**REQUIRED WORK:** From the first line of the listing below to the line with "const tabs = ['Profile', 'Change", print each line exactly, and nothing more. Leave out the pictures.

## BEGIN INFORMATION PROVIDED

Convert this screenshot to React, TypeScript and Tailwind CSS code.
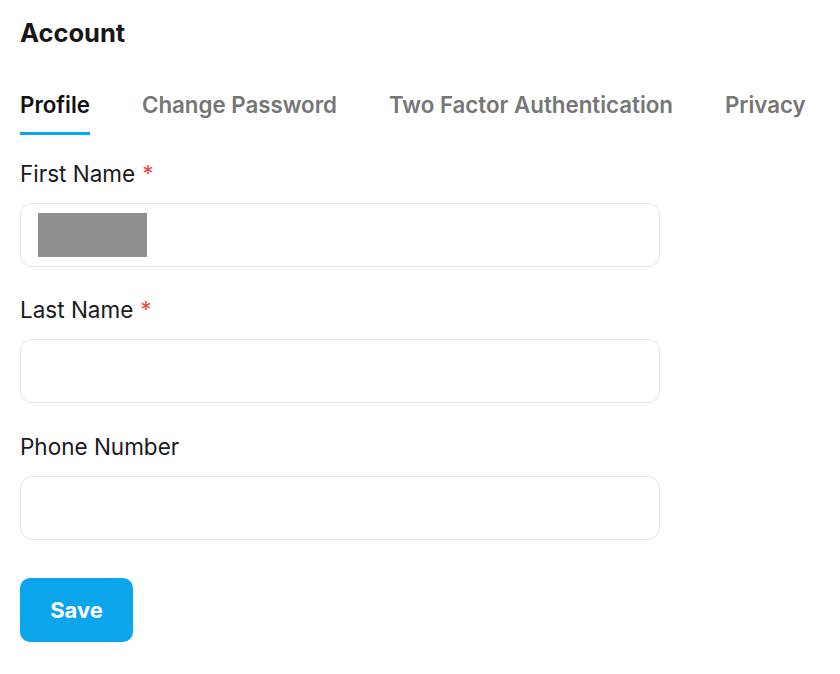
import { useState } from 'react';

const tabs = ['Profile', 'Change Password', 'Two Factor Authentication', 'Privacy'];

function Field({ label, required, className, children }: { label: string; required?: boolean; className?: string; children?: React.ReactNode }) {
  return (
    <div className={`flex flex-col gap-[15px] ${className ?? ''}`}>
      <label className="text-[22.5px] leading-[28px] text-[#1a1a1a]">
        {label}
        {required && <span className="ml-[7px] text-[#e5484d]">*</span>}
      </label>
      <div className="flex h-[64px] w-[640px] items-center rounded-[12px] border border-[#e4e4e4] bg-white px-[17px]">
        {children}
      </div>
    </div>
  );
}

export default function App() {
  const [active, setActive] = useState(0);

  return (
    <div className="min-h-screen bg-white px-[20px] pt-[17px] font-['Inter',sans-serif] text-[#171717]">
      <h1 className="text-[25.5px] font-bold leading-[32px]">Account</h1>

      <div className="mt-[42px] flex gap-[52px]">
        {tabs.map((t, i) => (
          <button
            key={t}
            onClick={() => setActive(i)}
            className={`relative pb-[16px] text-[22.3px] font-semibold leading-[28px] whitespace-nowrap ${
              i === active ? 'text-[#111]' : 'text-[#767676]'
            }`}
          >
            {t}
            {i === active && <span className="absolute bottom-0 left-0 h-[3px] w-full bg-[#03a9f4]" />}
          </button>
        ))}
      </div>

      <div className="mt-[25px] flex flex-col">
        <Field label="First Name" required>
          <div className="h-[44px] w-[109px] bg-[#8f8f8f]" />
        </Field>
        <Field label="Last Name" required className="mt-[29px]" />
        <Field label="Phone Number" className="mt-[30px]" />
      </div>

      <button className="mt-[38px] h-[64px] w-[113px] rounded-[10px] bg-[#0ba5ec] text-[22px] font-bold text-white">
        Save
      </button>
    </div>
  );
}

## END INFORMATION PROVIDED

**THE RESULT:**
Convert this screenshot to React, TypeScript and Tailwind CSS code.
import { useState } from 'react';

const tabs = ['Profile', 'Change Password', 'Two Factor Authentication', 'Privacy'];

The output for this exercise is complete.